The agreement could also include a requirement that the lessee keep authority employees for a specified period, honor the union contract and negotiate thereafter with the union in good faith.

The agreement would require the lessee to pay off the city’s and the authority’s debt and fully fund their pension plans.

Paying off the city’s debt would provide an automatic 12-mill reduction in property taxes.

The authority’s $12 to $15 million annual income would be the appeal for a bidder, city representatives have said.

“There’s money to be made,” by a lessee, Stickel said.

If a lessee would agree to the guarantees after making such an upfront payment, however, why isn’t the authority already providing those benefits to the community? the resident asked rhetorically.

Another resident – one who didn’t give her name, but who said she owns a small business – similarly asked why the authority can’t provide the necessary money for the city to remain solvent.

The authority – which the city invited to bid – plans to make a go of it, although it’s not clear whether it would need to follow all the same rules as other bidders.

One way or another, city residents would be paying for the deal – either by higher water rates or higher taxes, the first resident predicted.

Higher taxes and higher water bills are not the way to entice more people and businesses to move to the city, said the third resident, Heather Jo Eckels, a member of the Government Study Commission, which is writing a home rule charter.

The first resident said the lease issue should go to a referendum vote.

Officials indicated that the issue is not one that can go to referendum.

But without the lease of the systems, there’s little hope for the city to exit its current Act 47 distressed municipality status, Councilman Bruce Kelley told the authority.

And recent revisions to the Act 47 law limits how long municipalities can remain in that protective program, which eliminates tax caps, Stickel said.

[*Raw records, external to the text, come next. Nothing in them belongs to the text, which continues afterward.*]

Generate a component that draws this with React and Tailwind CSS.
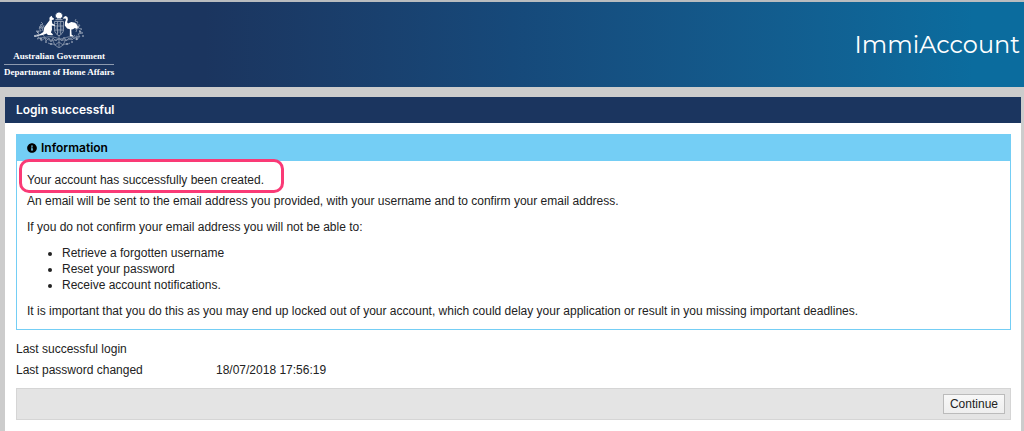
import React from 'react';
import { FaInfoCircle } from 'react-icons/fa';

const limits = [
  'Retrieve a forgotten username',
  'Reset your password',
  'Receive account notifications.',
]

const history = [
  { label: 'Last successful login', value: '' },
  { label: 'Last password changed', value: '18/07/2018 17:56:19' },
]

function Crest() {
  return (
    <svg className="h-9 w-[52px]" viewBox="0 0 52 36" fill="none" stroke="#fff" aria-hidden="true">
      {/* star and wreath */}
      <path fill="#fff" stroke="none" d="M26 0l.9 1.1 1.4-.3.1 1.4 1.3.6-.7 1.2.5 1.3-1.4.3-.6 1.1-1.5-.5-1.5.5-.6-1.1-1.4-.3.5-1.3-.7-1.2 1.3-.6.1-1.4 1.4.3z" />
      <path strokeWidth="1" opacity=".6" d="M22.5 7.7h7" />

      {/* kangaroo */}
      <path fill="#fff" stroke="none" d="M17.6 4.6l1.2-.9.4 1.6 1.8 1.3-.4 1.2-1.8.3.4 3.4 2.7 1.4-.3 1-2.8-.4.2 4-1.1 3.1 2 1.7-.4.9-4.6-.2-1.3-1.6-3.8 1.7-8.6 1.4 6.2-2.5 2.9-2.1 1-4.6 2.5-3.4 2.8-3.6-.2-2.5z" />

      {/* emu */}
      <path fill="#fff" stroke="none" d="M30.8 5l1.8-.9 1.8.9.5 2.3-.8 3 1 1.3 3.2-1.5 4 .7 2.2 3.2-.2 3-2.4-1.1-2 1.3-1.6.3.3 5.2 1.7 1-.1.7-3.4-.2.1-6.9-2.7-.7-2.4-3.1.2-3.4 1-2.3-.6-1.3-2.5.2z" />

      {/* shield */}
      <g strokeWidth=".8" opacity=".6">
        <path d="M21.5 9.5h9v8c0 3-2 5-4.5 6.3-2.5-1.3-4.5-3.3-4.5-6.3zM21.5 14h9M21.5 18h9M24.5 9.5v13M27.7 9.5v13" />
        <path d="M22.5 11.5h1.2M25.5 12h1.3M28.5 16h1M22.7 16h1.2M25.5 20h1" />
      </g>

      {/* wattle branches */}
      <g strokeWidth=".9" opacity=".45">
        <path d="M8 10l2 2-3 1 3 3-4 0 2 3-5 0 3 3-5 2 5 1-2 2 4-1 0 3 4-3 1 3 3-3 2 4 2-4 3 3 3-3 3 3 2-4 2 4 3-3 3 2 2-2 3 2-1-4 4 1-2-3 5-1-4-2 3-2-4-1 2-3-4 0 2-3-3-1 1-2" />
        <path d="M6 26c6 0 9-2 14-1s8 3 12 1 8-1 14 0M10 23c3 5 8 6 12 5s6 0 8 0 8 1 12-5M9 12l0 5M11 13l-2 6M43 12l0 6M45 14l-2 6" />
        <path d="M15 31c3 2 5 0 7 2l4-3 4 3c2-2 5 0 7-2M22 33l4 3 4-3M19 27l3 6M33 27l-3 6M26 24v11" />
      </g>
      <g fill="#fff" stroke="none" opacity=".45">
        <circle cx="5" cy="20" r="1" /><circle cx="7" cy="15" r="1" /><circle cx="2" cy="24" r="1" />
        <circle cx="8" cy="27" r="1" /><circle cx="13" cy="30" r="1" /><circle cx="18" cy="32" r="1" />
        <circle cx="45" cy="15" r="1" /><circle cx="47" cy="20" r="1" /><circle cx="50" cy="24" r="1" />
        <circle cx="44" cy="27" r="1" /><circle cx="39" cy="30" r="1" /><circle cx="34" cy="32" r="1" />
      </g>
    </svg>
  );
}

function Header() {
  return (
    <header className="flex items-center justify-between border-t-2 border-[#b9bcbf] bg-linear-to-r from-[#1b355f] from-20% via-[#16497a] via-50% to-[#0b6c9e] to-95% h-[87px] pl-1 pr-1 text-white">
      <div className="flex flex-col items-center font-['Liberation_Serif',serif] text-[9px] leading-3 font-bold">
        <Crest />
        <p className="mt-[2px]">Australian Government</p>
        <p className="mt-[2px] border-t border-[#8d9aaf] pt-px">Department of Home Affairs</p>
      </div>
      <h1 className="font-['Montserrat','Inter',sans-serif] text-2xl leading-8">ImmiAccount</h1>
    </header>
  );
}

function Information() {
  return (
    <section className="border border-[#74cef5]">
      <h3 className="flex items-center gap-1 bg-[#74cef5] px-[10px] h-[26px] font-['Inter',sans-serif] font-semibold text-black">
        <FaInfoCircle className="size-[10px]" />
        Information
      </h3>
      <div className="px-[10px] pt-[11px] pb-[10px]">
        <p className="relative w-fit">
          Your account has successfully been created.
          <span className="absolute -top-[13px] -left-2 -right-5 -bottom-[5px] rounded-[10px] border-3 border-[#fa3a76]" />
        </p>
        <p className="mt-[5px]">
          An email will be sent to the email address you provided, with your username and to confirm your email address.
        </p>
        <p className="mt-[10px]">If you do not confirm your email address you will not be able to:</p>
        <ul className="my-[10px] list-disc pl-[35px]">
          {limits.map(item => <li key={item}>{item}</li>)}
        </ul>
        <p>
          It is important that you do this as you may end up locked out of your account, which could delay your application or result in you missing important deadlines.
        </p>
      </div>
    </section>
  );
}

function App() {
  return (
    <div className="min-h-screen flex flex-col bg-[#cccccc] font-['Liberation_Sans',sans-serif] text-xs leading-4 text-[#222]">
      <Header />

      <main className="mt-[10px] ml-[5px] mr-[3px] grow bg-white">
        <h2 className="bg-[#1b355f] px-[11px] py-[5px] font-['Inter',sans-serif] font-semibold text-white">Login successful</h2>

        <div className="pl-[11px] pr-[10px] pt-[11px] pb-[11px]">
          <Information />

          <dl className="mt-[11px] grid grid-cols-[200px_1fr] gap-y-[5px]">
            {history.map(({label, value}) => (
              <React.Fragment key={label}>
                <dt>{label}</dt>
                <dd>{value}</dd>
              </React.Fragment>
            ))}
          </dl>

          <div className="mt-[10px] flex justify-end border border-[#d5d5d5] bg-[#e4e4e4] p-[5px]">
            <button type="button" className="border border-[#bbb] bg-linear-to-b from-[#f8f8f8] to-[#eee] px-[6px] py-px">
              Continue
            </button>
          </div>
        </div>
      </main>
    </div>
  );
}

export default App;
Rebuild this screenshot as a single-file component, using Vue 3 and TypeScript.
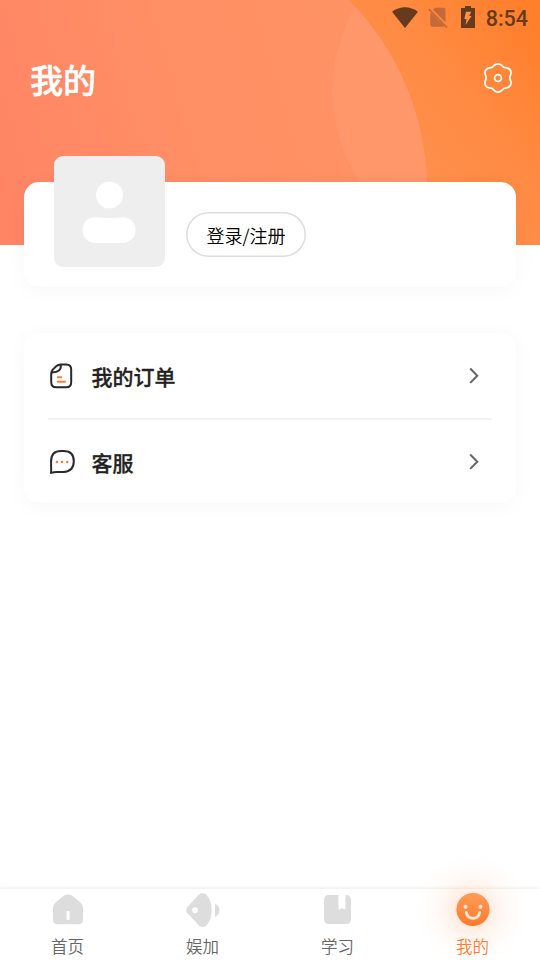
<script setup lang="ts">
interface Entry {
  id: string
  label: string
}

const entries: Entry[] = [
  { id: 'orders', label: '我的订单' },
  { id: 'service', label: '客服' },
]

const tabs: Entry[] = [
  { id: 'home', label: '首页' },
  { id: 'play', label: '娱加' },
  { id: 'study', label: '学习' },
  { id: 'mine', label: '我的' },
]

const active = 'mine'
</script>

<template>
  <div class="screen">
    <header class="hero">
      <svg class="hero-art" width="540" height="245" viewBox="0 0 540 245">
        <defs>
          <linearGradient id="base" gradientUnits="userSpaceOnUse" x1="540" y1="30" x2="390" y2="150">
            <stop offset="0" stop-color="#ff7f2b" />
            <stop offset="0.5" stop-color="#ff8a42" />
            <stop offset="1" stop-color="#ff904e" />
          </linearGradient>
          <linearGradient id="disc" gradientUnits="userSpaceOnUse" x1="0" y1="190" x2="400" y2="70">
            <stop offset="0" stop-color="#ff8565" />
            <stop offset="0.5" stop-color="#ff8f65" />
            <stop offset="1" stop-color="#ff9363" />
          </linearGradient>
          <linearGradient id="veil" gradientUnits="userSpaceOnUse" x1="333" y1="0" x2="430" y2="0">
            <stop offset="0" stop-color="#fff" stop-opacity="0.05" />
            <stop offset="1" stop-color="#fff" stop-opacity="0.04" />
          </linearGradient>
          <clipPath id="lens"><circle cx="157.6" cy="190" r="269.500" /></clipPath>
        </defs>
        <rect width="540" height="245" fill="url(#base)" />
        <circle cx="157.6" cy="190" r="269.500" fill="url(#disc)" />
        <circle cx="498.5" cy="91" r="166" fill="url(#veil)" clip-path="url(#lens)" />
      </svg>
      <div class="status">
        <svg class="wifi" width="26" height="21" viewBox="0 0 26 21">
          <path d="M0 4.7C7.5-1.3 18.500-1.300 26 4.700L13 21Z" fill="#663a1c" />
        </svg>
        <svg class="sim" width="20" height="21" viewBox="0 0 20 21">
          <path d="M7 .8H15.500Q17.500.8 17.500 2.800V15.200L5.100 2.700ZM2.300 5.200L16.800 19.600Q16.400 19.800 15.500 19.800H4.300Q2.300 19.800 2.300 17.800Z" fill="#c3693a" />
          <path d="M.7 2L19 20.500" stroke="#c3693a" stroke-width="1.700" />
        </svg>
        <svg class="battery" width="14" height="22" viewBox="0 0 14 22">
          <path d="M4 0H10V2H14V22H0V2H4Z" fill="#663a1c" />
          <path d="M5 5.800H10.300L8.200 10H10.600L4.500 19L5.600 13H3.300Z" fill="#ff9150" />
        </svg>
        <span class="clock">8:54</span>
      </div>
      <div class="title-row">
        <h1>我的</h1>
        <svg width="30" height="32" viewBox="0 0 30 32" fill="none" stroke="#fff" stroke-width="1.700">
          <path d="M11.100 3.500Q15 .1 18.900 3.500Q20.500 6 23.500 5.800Q28.700 7 27.900 12.100Q25.700 16 27.900 19.200Q28.800 24.700 23.600 26Q20.500 25.700 18.900 28.400Q15 31.700 11.100 28.400Q9.500 25.700 6.400 26Q1.200 24.700 2.100 19.200Q4.300 16 2.100 12.100Q1.300 7 6.500 5.800Q9.500 6 11.100 3.500Z" stroke-linejoin="round" />
          <circle cx="15" cy="16" r="3.400" />
        </svg>
      </div>
    </header>

    <section class="card profile">
      <div class="avatar">
        <svg width="111" height="111" viewBox="0 0 111 111" fill="#fff">
          <rect x="42" y="25.700" width="27" height="26.600" rx="13.300" />
          <path d="M41 61.300Q55 62.800 69 61.300C76 61.300 81.500 66.500 81.500 74S76 87 68.500 87H41.500C34 87 28.500 81.500 28.500 74S34 61.300 41 61.300Z" />
        </svg>
      </div>
      <button class="login" type="button">登录/注册</button>
    </section>

    <section class="card menu">
      <div v-for="item in entries" :key="item.id" class="row">
        <svg v-if="item.id === 'orders'" width="28" height="28" viewBox="0 0 28 28" fill="none" stroke-linecap="round" stroke-linejoin="round">
          <path d="M12.500 2.500H18.200Q23.200 2.500 23.200 7.500V20.300Q23.200 25.300 18.200 25.300H8.200Q3.200 25.300 3.200 20.300V11.500Q3.200 9.300 5 7.400L8.200 4.300Q10.200 2.500 12.500 2.500ZM12.800 2.800Q13.500 10.500 4 10.400" stroke="#292929" stroke-width="2" />
          <path d="M9.800 15.200H13.200M9.800 19.700H17" stroke="#ff7d31" stroke-width="2" />
        </svg>
        <svg v-else width="28" height="28" viewBox="0 0 28 28" fill="none">
          <path d="M3 24.900Q3.300 22 3.100 19V13.300Q3.100 3 13 3H15.500Q25.800 3 25.800 13.200T15.500 23.900H9.500Q5.500 24.100 3 24.900Z" stroke="#292929" stroke-width="2" stroke-linejoin="round" />
          <g fill="#ff7d31"><circle cx="8.900" cy="14" r="1.300" /><circle cx="14" cy="14" r="1.300" /><circle cx="19.200" cy="14" r="1.300" /></g>
        </svg>
        <span class="row-label">{{ item.label }}</span>
        <svg class="chevron" width="12" height="18" viewBox="0 0 12 18" fill="none" stroke="#666" stroke-width="2">
          <path d="M2.200 1.500L9.300 8.700L2.200 15.900" />
        </svg>
      </div>
    </section>

    <nav class="tabs">
      <div v-for="tab in tabs" :key="tab.id" class="tab" :class="{ active: tab.id === active }">
        <svg v-if="tab.id === 'home'" width="36" height="36" viewBox="0 0 36 36">
          <path d="M14 2.600Q18 .2 22 2.600L30.500 9.400Q33 11.500 33 15V26.500Q33 31.200 28.500 31.200H7.500Q3 31.200 3 26.500V15Q3 11.500 5.500 9.400Z" fill="#ddd" />
          <rect x="16.600" y="17.900" width="3" height="9" rx="1" fill="#fff" />
        </svg>
        <svg v-else-if="tab.id === 'play'" width="36" height="36" viewBox="0 0 36 36" fill="#ddd">
          <path d="M14.200 1.300Q17.500-.8 21 1.400Q26.700 7 26.700 17.200T20.900 33Q17.700 35 14.300 32.700L2.200 20Q.2 17.200 2.200 14.300Z" />
          <circle cx="10" cy="17.200" r="3" fill="#fff" />
          <path d="M30 10.400Q34.500 13 34.500 17.200T30 24.200Z" />
        </svg>
        <svg v-else-if="tab.id === 'study'" width="36" height="36" viewBox="0 0 36 36">
          <path d="M9 2H18.400V15.600Q18.400 17 20 16.200L21.900 15.200L24 16.200Q25.400 16.900 25.400 15.500V2Q31 2 31 7V26Q31 31 26 31H9Q4 31 4 26V7Q4 2 9 2Z" fill="#ddd" />
        </svg>
        <svg v-else width="36" height="36" viewBox="0 0 36 36">
          <defs>
            <linearGradient id="smile" x1="0" y1="0" x2="0" y2="1">
              <stop offset="0" stop-color="#ff9c57" /><stop offset="1" stop-color="#ff7a2c" />
            </linearGradient>
          </defs>
          <circle cx="18" cy="16.500" r="16.600" fill="url(#smile)" />
          <g fill="#ffeadd"><circle cx="10.500" cy="13.800" r="2" /><circle cx="25.400" cy="13.800" r="2" /></g>
          <path d="M11.200 19.300Q12.500 25.300 18 25.300T24.800 19.300" fill="none" stroke="#ffeadd" stroke-width="2.800" stroke-linecap="round" />
        </svg>
        <span>{{ tab.label }}</span>
      </div>
    </nav>
  </div>
</template>

<style>
body {
  background: #fff;
}
</style>

<style scoped>
.screen {
  display: flex;
  flex-direction: column;
  width: 540px;
  height: 960px;
  overflow: hidden;
  background: #fff;
  font-family: "Noto Sans CJK SC", sans-serif;
}
.hero {
  position: relative;
  flex: none;
  height: 245px;
}
.hero-art {
  position: absolute;
  inset: 0;
}
.status {
  position: relative;
  display: flex;
  align-items: flex-start;
  height: 36px;
  padding: 6px 12px 0 0;
  box-sizing: border-box;
  justify-content: flex-end;
}
.wifi {
  margin: 1px 9.500px 0 0;
}
.sim {
  margin: 1px 13px 0 0;
}
.battery {
  margin-right: 11px;
}
.clock {
  color: #663a1c;
  font: 500 21.500px/25px Roboto, sans-serif;
}
.title-row {
  position: relative;
  display: flex;
  align-items: center;
  justify-content: space-between;
  height: 84px;
  padding: 0 27px 0 30px;
}
h1 {
  margin: 2px 0 0;
  color: #fff;
  font-size: 33px;
  font-weight: 500;
  line-height: 48px;
  -webkit-text-stroke: 0.500px #fff;
}
.card {
  position: relative;
  flex: none;
  margin: 0 24px;
  border-radius: 15px;
  background: #fff;
  box-shadow: 0 3px 24px rgba(0, 0, 0, 0.035);
}
.profile {
  display: flex;
  align-items: flex-start;
  gap: 21px;
  height: 105px;
  margin-top: -63.500px;
  padding-left: 30px;
}
.avatar {
  width: 111px;
  height: 111px;
  margin-top: -25.500px;
  border-radius: 9px;
  background: #eee;
}
.avatar svg {
  display: block;
}
.login {
  width: 120px;
  height: 45px;
  margin-top: 30px;
  padding: 1px 0 0;
  border: 0;
  border-radius: 23px;
  background: #fff;
  box-shadow: inset 0 0 0 1.500px #ddd;
  color: #000;
  font-family: inherit;
  font-size: 18px;
  font-weight: 350;
}
.menu {
  margin-top: 46.500px;
  padding: 0 24px;
}
.row {
  display: flex;
  align-items: center;
  height: 85px;
  box-sizing: border-box;
  padding-top: 1.500px;
}
.row:first-child {
  height: 84.500px;
}
.row + .row {
  height: 85px;
  border-top: 2px solid #f2f2f2;
}
.row-label {
  margin-left: 15.500px;
  color: #222;
  font-size: 21px;
  font-weight: 500;
  -webkit-text-stroke: 0.300px #222;
}
.chevron {
  margin: 0 12px 0 auto;
}
.tabs {
  display: grid;
  grid-template-columns: repeat(4, 1fr);
  flex: none;
  height: 71px;
  margin-top: auto;
  box-shadow: 0 -1px 3px rgba(0, 0, 0, 0.08);
}
.tab {
  position: relative;
  display: flex;
  flex-direction: column;
  align-items: center;
  padding-top: 4px;
  color: #666;
  font-size: 16.500px;
  font-weight: 350;
  line-height: 24px;
}
.tab svg {
  position: relative;
}
.tab span {
  position: relative;
  margin-top: 5px;
}
.active {
  color: #ff7d31;
}
.active::before {
  content: "";
  position: absolute;
  top: -37px;
  left: 9px;
  width: 116px;
  height: 116px;
  border-radius: 50%;
  background: radial-gradient(closest-side, rgba(255, 125, 49, 0.17) 25%, rgba(255, 125, 49, 0.09) 42%, rgba(255, 125, 49, 0.038) 62%, rgba(255, 125, 49, 0.01) 82%, transparent 100%);
}
</style>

Now, if an Act 47 municipality demonstrates that it can’t remain solvent, it’s dissolved, he said.

Previously, officials have said that home rule and reassessment are a way out of financial distress, because home rule also eliminates the tax caps and reassessment would reset millage far below the cap.

In addition, a recent revision of the Third Class City Code has added three mills to the general-purpose property tax cap.

But simply raising taxes isn’t appealing, Kelley said.

“We’ve got to look at everything we have,” Kelley said. “If we don’t explore this, shame on us.”

Council won’t lease the system, however, if “the numbers aren’t there,” he said.

“To a lot of folks, [the plan] is a shock to the system, I know,” Kelley said.

“It’s a shock to us, trust me,” Lawruk said.